Brandon joined Haff, Campbell, and Goldemberg in voting 4-0 to continue the hearing. District 3 County Supervisor Anaiah Kirk, who was present earlier for part of the hearing, had to leave before the board voted to continue.
County staff prepared a background report for the hearing, which included the following:
• On July 31, county Code Compliance investigators and the U.S. Forest Service went out to a parcel located in the Mount Knight area of the county. The parcel in question has no legal address. Its parcel number is APN: 023-490-029 in the Twain Harte zip code 95383.
• This parcel was identified to be the location of a wildland fire — the Knight Fire — that occurred on July 29 and was stopped at about 5.4 acres.
• During the July 31 inspection, multiple violations of county code were found on the premises, including unpermitted cultivation of 667 cannabis plants; structures and equipment used for cultivation, processing, or storing of cannabis for personal use that did not comply with building, electrical, mechanical, plumbing, and fire code regulations of the county or state; violations of county, state, and federal environmental and water regulations related to water usage, stormwater management, and fertilizer, pesticide, herbicide, and rodenticide storage and use; and unlawful disposal of solid waste.

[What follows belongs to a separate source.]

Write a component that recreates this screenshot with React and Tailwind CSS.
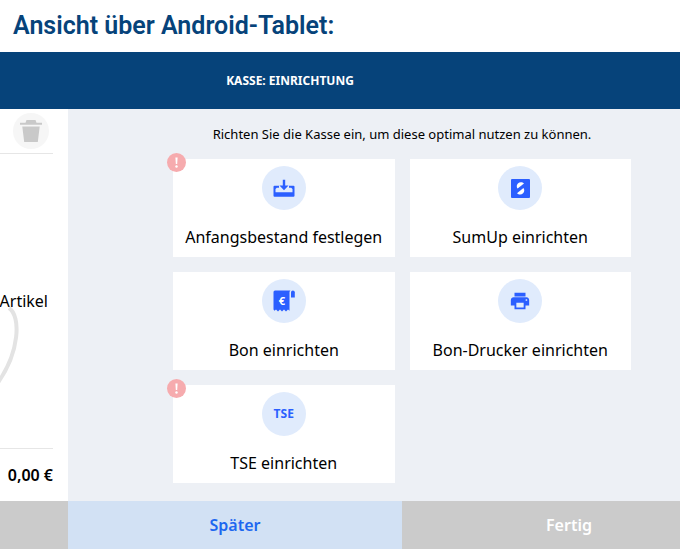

An earlier hearing focused on another case of illegal cultivation of cannabis which was appealed by Irene Jiayi Ouyang, owner of a property at 19279 Second Garrote Ridge Road, Groveland.
The property was among several where authorities seized a combined 2,277 pounds of cannabis worth an estimated $3.7 million, three assault rifles, 11 other firearms, and $6,000 in cash during raids in Groveland, Big Hill, and Columbia on Sept. 19-20.
At the property on Second Garrote Ridge Road in September, state Department of Cannabis Control Law Enforcement Division personnel seized 1,296 plants and a total weight including cannabis flowers of 661 pounds, estimated to be worth $1.01 million.
“One subject booked after evading capture,” a DCC detective wrote in an after-action report. “Located across ridge and picked up by CHP (PC148). Structure red tagged.”
Quincy Yaley, director of the county Community Development Department that handles county Code Compliance, said in September that other cannabis enforcement activities had previously taken place at the property when investigators with county Code Compliance went there in June.
Ouyang appealed the county’s actions in June, and its abatement order that she pay $120,246, but she did not appear at the Tuesday hearing, and neither did her interpreter, Vivien Choy.
“I purchased the property around May of 2019, it has been rented out since,” Ouyang wrote in her request for a hearing. “I live in San Francisco, I am neither involved nor aware of the marijuana cultivation inside the house. I already contacted a licensed contractor, he will help to bring the property into compliance as soon as possible.”
Haff said the property has been on her radar since she took office in January 2021. She said she was surprised the monetary penalty was only $100 per plant.
“That’s at least how long this has been going on,” Haff said. “So I’m glad we finally mustered the forces that we needed to scope the situation out. I have found these violations to be true and accurate. The owner is responsible. The penalties, I don’t think they’re enough but, there they are, I think they are just. I find all of the allegations are true.”
The board voted 5-0 finding violations at the property existed.